Wednesday, September 12, 2007

Does it count as a fall?

One day while awaiting my turn at the crag, I was telling my climbing friends that I had a new nervousness about biking. I've been mountain biking with a better rider for the past two summers, and it was only on our last ride together that I'd stayed upright on my bike the whole time. Now that I knew what it was like not to fall, I didn't want to fall again.

I recounted that, prior to that amazing ride where I stayed on two wheels the whole time, I'd been riding a narrow single track trail when I came to a puddle. I moved my bike to the right to avoid the puddle. My handlebars hit a tree which toppled my bicycle and me sideways in slow motion completely into the very puddle I was trying to avoid. My friends told me that the fall didn't count.
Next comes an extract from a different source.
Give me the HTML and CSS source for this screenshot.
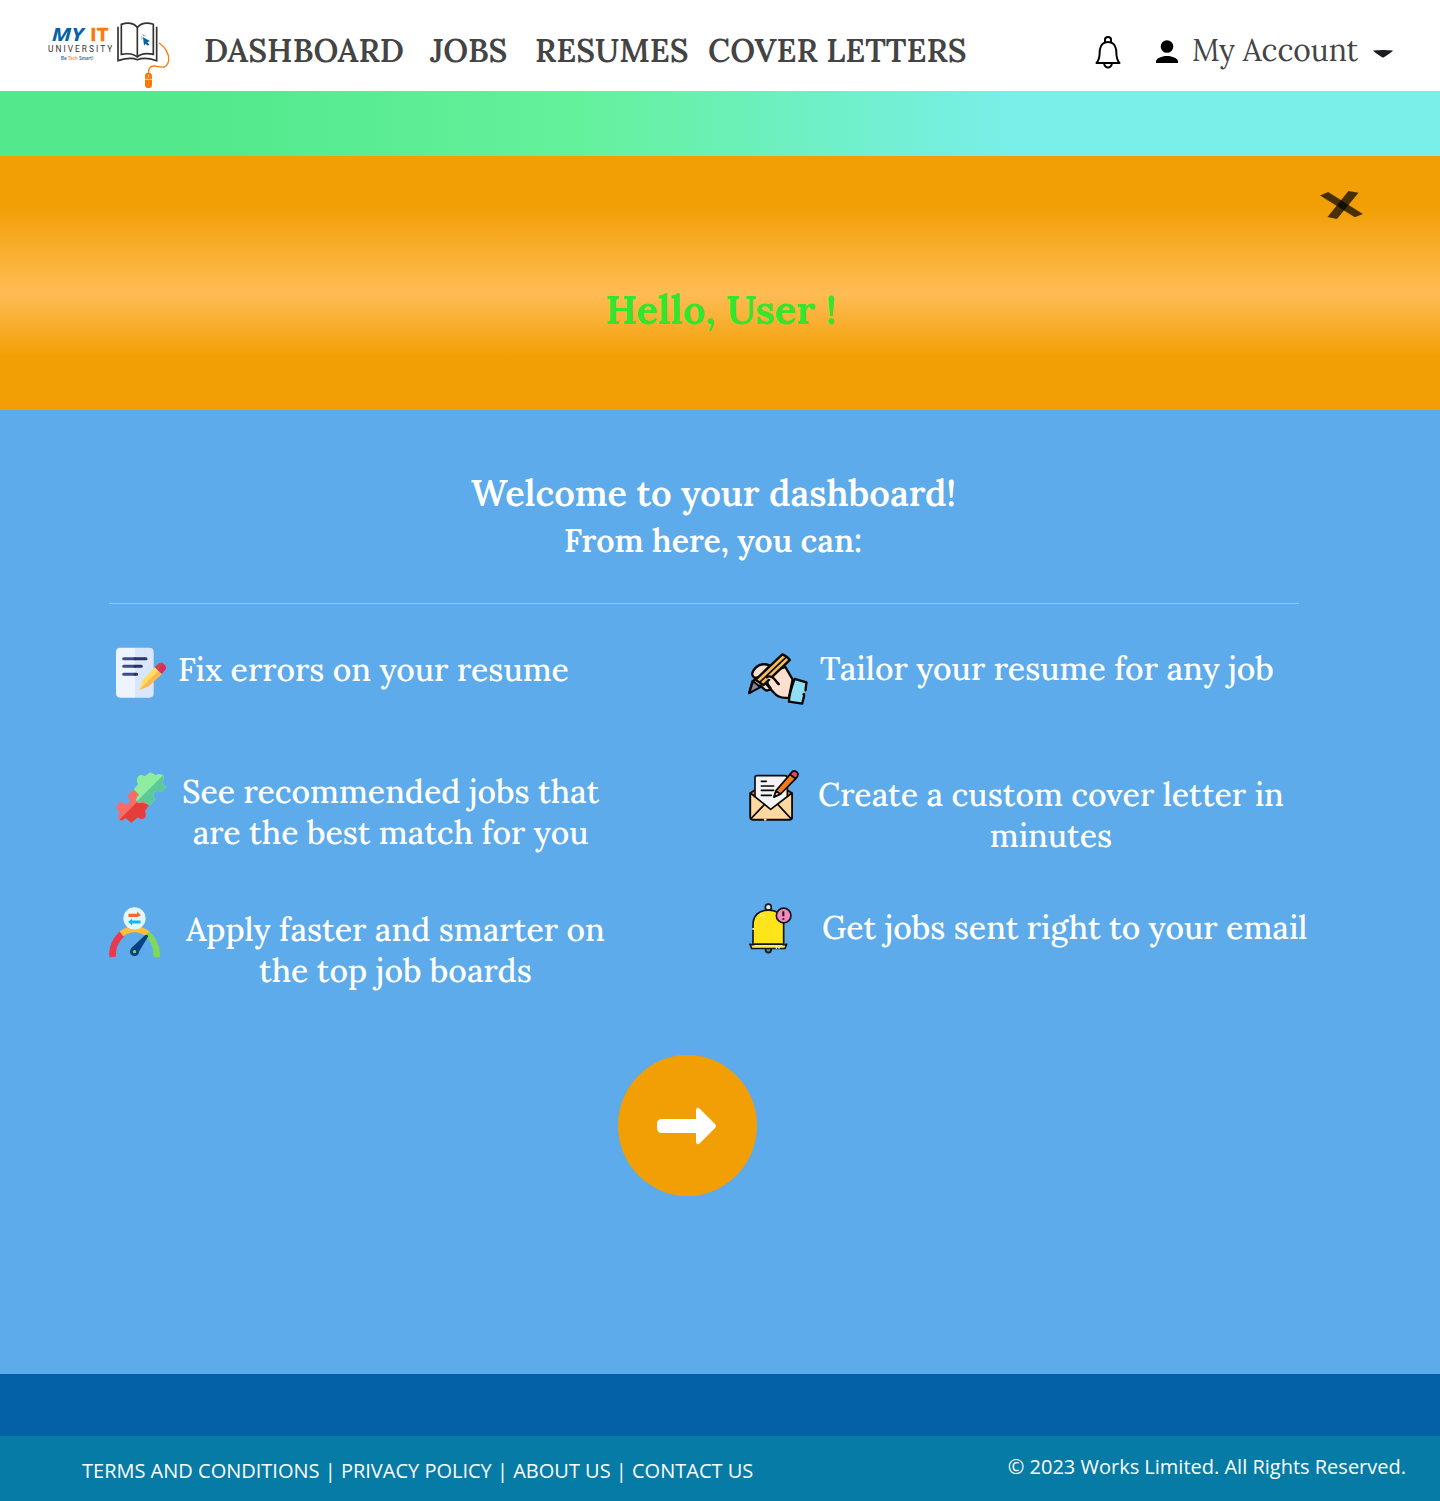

I then described a ride earlier in the season. We'd been cycling for an hour and came to a steep pitch which was unrideable. The plan was to carry our bikes up the hill, remount and ride away. My friend easily reached the top. Midway up, I lost my footing and slid on my knees back down the hill with my bicycle, straight into a patch of thorny wild rose bushes. Laughing, my climbing friends decided that fall didn't count either because I was walking up a hill. I wasn't cycling.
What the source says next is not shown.